Obama, l’onestà di una sconfitta

Pubblicato il 5 novembre 2010, da In primo piano

La sconfitta di Obama è stata molto pesante. Oltre la consuetudine della sconfitta delle elezioni di medio termine che per la democrazia statunitense, per come è organizzata, è ina costante. Potremmo dire: più forte era l’ondata di speranza, di un nuovo inizio che Obama aveva suscitato oltre gli schemi della politica conosciuta, più forte è stata la delusione e più forte la sconfitta. Ha osservato Guido Moltedo che un leader deve avere innanzitutto la capacità di incarnare e trasmettere sentimenti primari e prepolitici, per motivare, coinvolgere, mobilitare politicamente. Per ridare senso e slancio a un progetto. Ma poi, quando un politico riesce a diventare il protagonista di una narrazione tanto attesa, ecco, inevitabile, l’idealizzazione. E quando l’idealizzazione deve fare i conti con una realtà difficile vi è l’inevitabile delusione.

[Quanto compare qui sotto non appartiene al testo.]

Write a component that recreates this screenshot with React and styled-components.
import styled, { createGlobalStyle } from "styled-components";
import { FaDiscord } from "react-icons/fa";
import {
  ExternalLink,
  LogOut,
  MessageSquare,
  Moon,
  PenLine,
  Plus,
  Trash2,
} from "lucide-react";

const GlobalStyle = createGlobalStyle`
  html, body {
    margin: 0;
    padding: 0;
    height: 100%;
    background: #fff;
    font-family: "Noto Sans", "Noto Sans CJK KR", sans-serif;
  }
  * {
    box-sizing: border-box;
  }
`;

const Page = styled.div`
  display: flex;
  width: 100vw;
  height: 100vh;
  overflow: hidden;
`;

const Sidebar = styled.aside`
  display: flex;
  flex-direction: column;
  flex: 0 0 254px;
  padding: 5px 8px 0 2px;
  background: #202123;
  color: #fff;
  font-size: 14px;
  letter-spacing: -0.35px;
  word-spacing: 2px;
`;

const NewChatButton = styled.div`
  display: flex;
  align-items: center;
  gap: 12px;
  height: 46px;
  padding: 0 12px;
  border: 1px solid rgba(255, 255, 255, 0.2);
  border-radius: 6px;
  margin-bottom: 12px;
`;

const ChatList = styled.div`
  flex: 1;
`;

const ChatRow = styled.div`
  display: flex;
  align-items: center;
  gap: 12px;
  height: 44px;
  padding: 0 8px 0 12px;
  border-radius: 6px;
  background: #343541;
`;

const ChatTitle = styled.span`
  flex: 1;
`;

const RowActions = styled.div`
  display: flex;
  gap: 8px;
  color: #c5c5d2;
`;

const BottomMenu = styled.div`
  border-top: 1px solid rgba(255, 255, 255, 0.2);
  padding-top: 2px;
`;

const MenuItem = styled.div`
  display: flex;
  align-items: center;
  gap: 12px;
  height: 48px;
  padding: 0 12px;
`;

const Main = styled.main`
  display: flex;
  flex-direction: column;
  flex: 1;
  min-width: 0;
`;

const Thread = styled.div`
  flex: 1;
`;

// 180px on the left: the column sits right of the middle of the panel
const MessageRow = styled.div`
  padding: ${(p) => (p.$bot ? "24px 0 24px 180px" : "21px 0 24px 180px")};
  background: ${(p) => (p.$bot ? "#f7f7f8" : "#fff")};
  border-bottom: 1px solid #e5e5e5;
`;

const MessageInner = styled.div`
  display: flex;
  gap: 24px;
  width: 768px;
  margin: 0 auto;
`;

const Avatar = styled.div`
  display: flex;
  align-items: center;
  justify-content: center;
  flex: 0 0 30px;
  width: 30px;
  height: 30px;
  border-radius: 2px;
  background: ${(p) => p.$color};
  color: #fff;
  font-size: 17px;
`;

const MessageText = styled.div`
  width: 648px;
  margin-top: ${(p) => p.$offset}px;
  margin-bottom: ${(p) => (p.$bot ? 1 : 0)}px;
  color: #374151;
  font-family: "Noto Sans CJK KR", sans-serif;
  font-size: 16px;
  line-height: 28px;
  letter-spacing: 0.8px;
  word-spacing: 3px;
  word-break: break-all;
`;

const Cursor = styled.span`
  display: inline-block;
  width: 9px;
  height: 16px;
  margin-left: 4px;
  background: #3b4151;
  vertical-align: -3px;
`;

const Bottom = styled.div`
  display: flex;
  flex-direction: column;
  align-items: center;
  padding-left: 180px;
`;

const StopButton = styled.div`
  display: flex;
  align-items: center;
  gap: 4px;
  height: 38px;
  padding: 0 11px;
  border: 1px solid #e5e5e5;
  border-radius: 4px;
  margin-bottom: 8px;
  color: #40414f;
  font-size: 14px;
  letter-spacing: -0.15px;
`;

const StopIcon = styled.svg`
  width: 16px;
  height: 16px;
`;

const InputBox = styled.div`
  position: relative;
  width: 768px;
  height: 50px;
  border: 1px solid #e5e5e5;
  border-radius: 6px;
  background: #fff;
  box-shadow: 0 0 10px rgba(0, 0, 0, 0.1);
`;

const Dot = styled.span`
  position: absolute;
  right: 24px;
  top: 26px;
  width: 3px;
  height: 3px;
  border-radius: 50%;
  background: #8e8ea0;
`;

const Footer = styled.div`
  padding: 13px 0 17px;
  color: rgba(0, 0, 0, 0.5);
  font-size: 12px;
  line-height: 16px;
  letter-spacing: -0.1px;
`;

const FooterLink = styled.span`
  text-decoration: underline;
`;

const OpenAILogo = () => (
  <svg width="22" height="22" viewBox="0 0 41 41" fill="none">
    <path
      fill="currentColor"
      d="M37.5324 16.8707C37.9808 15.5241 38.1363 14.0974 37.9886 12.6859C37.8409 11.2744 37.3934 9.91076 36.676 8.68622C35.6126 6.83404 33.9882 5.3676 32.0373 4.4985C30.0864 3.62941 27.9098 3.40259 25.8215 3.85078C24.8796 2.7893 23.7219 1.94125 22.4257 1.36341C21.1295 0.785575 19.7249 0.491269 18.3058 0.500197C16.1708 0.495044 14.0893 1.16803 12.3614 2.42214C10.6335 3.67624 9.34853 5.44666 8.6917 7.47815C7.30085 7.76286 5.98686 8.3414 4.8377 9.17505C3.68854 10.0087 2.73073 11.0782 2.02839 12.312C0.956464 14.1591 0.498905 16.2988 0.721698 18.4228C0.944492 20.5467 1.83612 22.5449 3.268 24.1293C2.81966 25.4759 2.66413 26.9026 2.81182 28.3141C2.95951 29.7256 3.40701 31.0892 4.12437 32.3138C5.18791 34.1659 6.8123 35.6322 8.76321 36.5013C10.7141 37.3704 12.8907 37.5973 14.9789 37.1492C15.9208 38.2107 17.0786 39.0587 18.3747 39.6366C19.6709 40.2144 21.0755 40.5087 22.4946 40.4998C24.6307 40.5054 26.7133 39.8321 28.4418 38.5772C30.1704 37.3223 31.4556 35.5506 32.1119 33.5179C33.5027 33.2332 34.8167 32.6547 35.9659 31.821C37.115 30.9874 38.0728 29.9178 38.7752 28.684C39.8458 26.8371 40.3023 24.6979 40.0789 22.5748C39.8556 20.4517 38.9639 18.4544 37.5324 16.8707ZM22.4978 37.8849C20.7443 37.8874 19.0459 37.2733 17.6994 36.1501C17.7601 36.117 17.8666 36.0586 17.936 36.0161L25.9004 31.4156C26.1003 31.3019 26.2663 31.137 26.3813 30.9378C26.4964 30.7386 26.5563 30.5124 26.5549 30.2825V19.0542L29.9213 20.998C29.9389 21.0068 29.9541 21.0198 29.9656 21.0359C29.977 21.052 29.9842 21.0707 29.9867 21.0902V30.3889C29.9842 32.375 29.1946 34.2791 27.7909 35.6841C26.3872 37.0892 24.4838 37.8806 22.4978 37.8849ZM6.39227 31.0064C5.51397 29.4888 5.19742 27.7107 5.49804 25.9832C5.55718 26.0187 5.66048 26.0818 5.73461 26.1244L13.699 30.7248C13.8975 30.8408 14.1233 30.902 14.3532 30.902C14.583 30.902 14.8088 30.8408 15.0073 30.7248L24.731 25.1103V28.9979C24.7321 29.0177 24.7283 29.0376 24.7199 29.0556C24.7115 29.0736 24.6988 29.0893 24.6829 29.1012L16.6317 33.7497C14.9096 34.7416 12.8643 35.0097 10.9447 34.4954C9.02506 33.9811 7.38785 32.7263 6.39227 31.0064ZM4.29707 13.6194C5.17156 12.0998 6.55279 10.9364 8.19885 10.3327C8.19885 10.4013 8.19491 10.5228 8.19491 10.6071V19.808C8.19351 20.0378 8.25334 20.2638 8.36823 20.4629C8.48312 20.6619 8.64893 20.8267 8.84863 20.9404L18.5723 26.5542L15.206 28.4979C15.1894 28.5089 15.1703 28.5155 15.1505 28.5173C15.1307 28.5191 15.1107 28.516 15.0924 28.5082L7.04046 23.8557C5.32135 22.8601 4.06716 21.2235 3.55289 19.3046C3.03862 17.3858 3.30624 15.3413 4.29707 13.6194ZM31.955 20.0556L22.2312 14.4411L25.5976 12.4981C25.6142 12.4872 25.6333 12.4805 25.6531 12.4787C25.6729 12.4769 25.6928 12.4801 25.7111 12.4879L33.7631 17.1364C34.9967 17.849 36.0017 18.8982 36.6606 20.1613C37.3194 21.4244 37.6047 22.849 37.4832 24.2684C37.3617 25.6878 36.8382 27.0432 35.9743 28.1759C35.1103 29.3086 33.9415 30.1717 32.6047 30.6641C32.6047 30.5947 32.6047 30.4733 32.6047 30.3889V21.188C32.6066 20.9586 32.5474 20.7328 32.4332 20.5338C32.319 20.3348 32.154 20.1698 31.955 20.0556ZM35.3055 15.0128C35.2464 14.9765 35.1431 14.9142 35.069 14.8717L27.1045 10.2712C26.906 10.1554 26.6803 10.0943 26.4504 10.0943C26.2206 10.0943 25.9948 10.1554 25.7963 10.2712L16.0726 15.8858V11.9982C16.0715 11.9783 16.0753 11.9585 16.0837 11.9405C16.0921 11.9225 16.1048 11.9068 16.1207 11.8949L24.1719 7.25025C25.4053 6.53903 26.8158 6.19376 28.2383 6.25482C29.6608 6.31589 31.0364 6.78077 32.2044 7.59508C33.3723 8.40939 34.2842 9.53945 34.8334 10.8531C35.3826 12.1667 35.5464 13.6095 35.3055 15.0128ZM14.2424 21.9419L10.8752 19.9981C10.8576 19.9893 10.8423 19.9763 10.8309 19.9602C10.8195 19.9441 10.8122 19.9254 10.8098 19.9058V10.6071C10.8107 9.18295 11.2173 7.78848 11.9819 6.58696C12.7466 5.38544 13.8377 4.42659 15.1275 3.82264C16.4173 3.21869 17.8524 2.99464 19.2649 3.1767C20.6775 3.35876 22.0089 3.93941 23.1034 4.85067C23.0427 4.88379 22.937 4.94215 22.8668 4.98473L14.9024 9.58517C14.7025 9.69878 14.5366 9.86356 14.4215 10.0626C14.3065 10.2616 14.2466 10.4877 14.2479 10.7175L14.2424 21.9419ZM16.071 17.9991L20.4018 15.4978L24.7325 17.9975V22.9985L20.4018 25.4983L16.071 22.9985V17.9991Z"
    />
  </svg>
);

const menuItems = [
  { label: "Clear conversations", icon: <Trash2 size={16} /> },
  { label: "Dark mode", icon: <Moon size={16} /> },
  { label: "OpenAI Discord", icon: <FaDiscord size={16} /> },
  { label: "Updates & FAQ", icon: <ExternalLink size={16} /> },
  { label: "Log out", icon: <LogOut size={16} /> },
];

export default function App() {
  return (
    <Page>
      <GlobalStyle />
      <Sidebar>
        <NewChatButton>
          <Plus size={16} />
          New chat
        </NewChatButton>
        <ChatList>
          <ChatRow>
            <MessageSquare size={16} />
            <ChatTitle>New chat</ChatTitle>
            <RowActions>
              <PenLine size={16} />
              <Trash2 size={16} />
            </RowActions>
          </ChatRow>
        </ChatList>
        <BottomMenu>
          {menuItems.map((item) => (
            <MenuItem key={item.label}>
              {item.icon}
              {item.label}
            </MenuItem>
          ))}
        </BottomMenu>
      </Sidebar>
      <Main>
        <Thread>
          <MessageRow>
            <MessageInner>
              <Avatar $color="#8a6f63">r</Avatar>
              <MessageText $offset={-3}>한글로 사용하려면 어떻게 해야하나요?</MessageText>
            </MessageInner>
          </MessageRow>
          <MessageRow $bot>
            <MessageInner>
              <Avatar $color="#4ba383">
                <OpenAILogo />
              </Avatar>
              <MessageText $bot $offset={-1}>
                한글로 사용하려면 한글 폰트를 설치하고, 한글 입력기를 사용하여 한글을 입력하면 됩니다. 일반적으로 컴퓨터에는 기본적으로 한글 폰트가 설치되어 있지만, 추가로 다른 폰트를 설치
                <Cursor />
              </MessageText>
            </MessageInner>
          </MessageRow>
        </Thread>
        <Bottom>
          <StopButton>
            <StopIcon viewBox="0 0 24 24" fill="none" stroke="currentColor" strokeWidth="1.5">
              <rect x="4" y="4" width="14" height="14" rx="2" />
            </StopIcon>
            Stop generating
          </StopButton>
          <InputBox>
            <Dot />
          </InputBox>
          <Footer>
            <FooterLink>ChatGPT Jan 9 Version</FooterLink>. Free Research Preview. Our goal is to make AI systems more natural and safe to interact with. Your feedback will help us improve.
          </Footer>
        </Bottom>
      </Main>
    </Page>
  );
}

A riprova che l’utilizzo di ondate emotive per suscitare il consenso degli elettori è sempre un’arma a doppio taglio, perché la cambiale da cambiare quando poi si devono fare i conti con la realtà rischia di essere molto salata. Il merito di Obama è di aver riconosciuto con nettezza e nobiltà la propria sconfitta, assumendosene la responsabilità politica, virtù alquanto rara per i leader politici

Naturalmente Obama ha pagato il conto di una crisi economica con conseguenze drammatiche sull’occupazione e sul benessere dei cittadini americani ma non c’è dubbio che i cambiamenti radicali promessi hanno dovuto fare i conti con le possibilità concrete, in termini anche di forza parlamentare e di condizionamenti esterni.

Chi si aspettava una politica estera diversa, con il rientro rapido dai teatri di guerra, una politica economica ed energetica di rottura, ecc. ha certamente avuto una delusione e in questi casi si è sempre nella tenaglia di una duplice pressione. Chi ti accusa di voler cambiare troppo e chi ti accusa di essere troppo tiepido nel cambiamento. E noi del PD ne sappiamo qualcosa.

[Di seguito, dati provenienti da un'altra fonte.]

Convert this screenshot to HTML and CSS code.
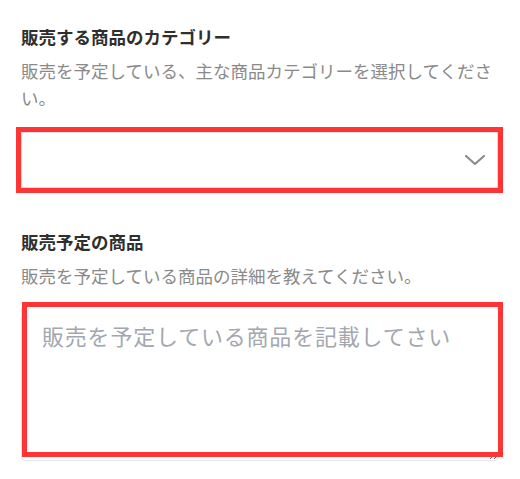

Nella sconfitta di Obama ci sono tuttavia dei fatti strutturali su cui è bene riflettere. La crisi dell’occupazione ha pesantemente colpito la base elettorale di Obama. Sono i cittadini che lo avevano votato che più hanno subito le conseguenze drammatiche della perdita di tanti posti di lavoro, della crisi dei mutui e delle carte di credito. Dietro la sconfitta di Obama c’è anche negli USA la grande sfiducia nei confronti delle istituzioni. Un elettorato spaventato del futuro non trova nella politica dei grandi partiti le risposte rassicuranti. Molti avevano sperato in Obama ma quando la speranza ha forti componenti emotive rischia di essere una speranza a breve termine. Perché se ha perso Obama non hanno vinto i repubblicani, che sono stati pesantemente condizionati dal movimento estremistico del tea party.

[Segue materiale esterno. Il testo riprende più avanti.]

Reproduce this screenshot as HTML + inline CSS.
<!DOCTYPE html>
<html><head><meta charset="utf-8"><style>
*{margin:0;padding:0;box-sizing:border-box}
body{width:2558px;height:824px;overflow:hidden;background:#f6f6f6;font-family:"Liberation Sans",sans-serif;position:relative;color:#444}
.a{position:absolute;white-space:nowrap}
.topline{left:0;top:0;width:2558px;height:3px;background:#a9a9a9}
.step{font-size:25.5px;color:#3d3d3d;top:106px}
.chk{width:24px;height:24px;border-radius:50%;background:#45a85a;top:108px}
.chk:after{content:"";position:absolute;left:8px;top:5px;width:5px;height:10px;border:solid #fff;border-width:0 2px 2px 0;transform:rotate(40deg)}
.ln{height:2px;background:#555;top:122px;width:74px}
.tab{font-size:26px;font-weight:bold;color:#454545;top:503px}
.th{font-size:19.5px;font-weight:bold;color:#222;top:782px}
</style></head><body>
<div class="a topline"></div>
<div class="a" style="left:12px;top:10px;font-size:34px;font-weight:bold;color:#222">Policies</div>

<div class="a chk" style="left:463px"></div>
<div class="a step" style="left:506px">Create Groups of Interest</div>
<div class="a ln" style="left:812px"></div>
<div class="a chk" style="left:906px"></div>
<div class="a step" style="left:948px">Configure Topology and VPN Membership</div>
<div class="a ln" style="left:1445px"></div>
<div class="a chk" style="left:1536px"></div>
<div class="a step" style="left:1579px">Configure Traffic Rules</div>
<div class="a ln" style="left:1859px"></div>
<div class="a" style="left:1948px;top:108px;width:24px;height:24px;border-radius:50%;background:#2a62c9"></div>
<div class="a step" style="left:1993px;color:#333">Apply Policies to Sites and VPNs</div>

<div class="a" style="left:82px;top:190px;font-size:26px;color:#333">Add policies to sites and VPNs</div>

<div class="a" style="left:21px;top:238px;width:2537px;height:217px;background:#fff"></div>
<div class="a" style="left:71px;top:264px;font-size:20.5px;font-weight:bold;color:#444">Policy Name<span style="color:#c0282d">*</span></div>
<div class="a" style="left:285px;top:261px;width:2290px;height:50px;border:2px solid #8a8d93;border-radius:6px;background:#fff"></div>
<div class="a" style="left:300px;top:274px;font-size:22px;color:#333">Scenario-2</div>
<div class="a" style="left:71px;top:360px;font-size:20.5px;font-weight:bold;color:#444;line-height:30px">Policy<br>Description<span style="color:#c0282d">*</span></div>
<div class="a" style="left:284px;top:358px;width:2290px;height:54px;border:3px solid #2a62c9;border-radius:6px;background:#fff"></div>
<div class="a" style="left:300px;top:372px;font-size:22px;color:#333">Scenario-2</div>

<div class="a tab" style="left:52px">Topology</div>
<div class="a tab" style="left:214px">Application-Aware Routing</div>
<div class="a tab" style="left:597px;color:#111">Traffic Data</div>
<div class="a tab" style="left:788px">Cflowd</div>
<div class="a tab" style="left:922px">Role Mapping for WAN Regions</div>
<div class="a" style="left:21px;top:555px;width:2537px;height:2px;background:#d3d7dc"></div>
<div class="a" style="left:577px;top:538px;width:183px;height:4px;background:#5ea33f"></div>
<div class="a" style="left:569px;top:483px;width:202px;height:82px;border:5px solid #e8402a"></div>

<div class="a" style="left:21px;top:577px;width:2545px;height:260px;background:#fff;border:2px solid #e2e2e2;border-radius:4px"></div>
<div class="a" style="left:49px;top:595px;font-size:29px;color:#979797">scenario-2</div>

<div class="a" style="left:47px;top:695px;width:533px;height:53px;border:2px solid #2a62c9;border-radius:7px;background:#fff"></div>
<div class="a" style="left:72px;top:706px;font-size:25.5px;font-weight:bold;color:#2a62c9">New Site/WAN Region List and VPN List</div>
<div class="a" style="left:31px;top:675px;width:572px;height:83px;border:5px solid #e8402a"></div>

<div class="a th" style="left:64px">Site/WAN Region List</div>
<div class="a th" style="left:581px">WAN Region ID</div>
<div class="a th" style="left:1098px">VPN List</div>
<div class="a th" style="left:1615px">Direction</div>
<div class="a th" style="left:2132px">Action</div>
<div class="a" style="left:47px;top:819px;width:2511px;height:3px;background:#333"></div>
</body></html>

Questo renderà ancora più difficili le scelte di Obama, perché si troverà a dover interloquire con un fronte repubblicano poco disponibile al compromesso.

E in Italia? Tutto resta liquido. Il governo è clinicamente morto, ma ci si affanna a tenerlo in una vita artificiale che non produce nulla. La legge di stabilità (la vecchia legge finanziaria) è stata presentata alla Camera dei Deputati e si è subito bloccata, le cose della giustizia che stanno a cuore al Cav. non trovano un punto d’approdo, le vicende personali appiaono per quello che sono: uno stile di vita incompatibile con le elevate funzioni svolte e una questione grande che riguarda il limite del potere, l’eguaglianza dei cittadini, il dovere della verità dei politici. In Gran Bretagna il Ministro degli Interni si è dimesso per aver raccomandato una pratica della propria baby sitter. Così cresce la distanza dell’opinione pubblica dalla politica, senza troppe distinzioni di schieramento. Tutta la politica appare a molti elettro inadeguata.

Attendiamo Fini a Perugia come un oracolo. E per noi Renzi a Firenze. E già questo ci dice la profondità della crisi.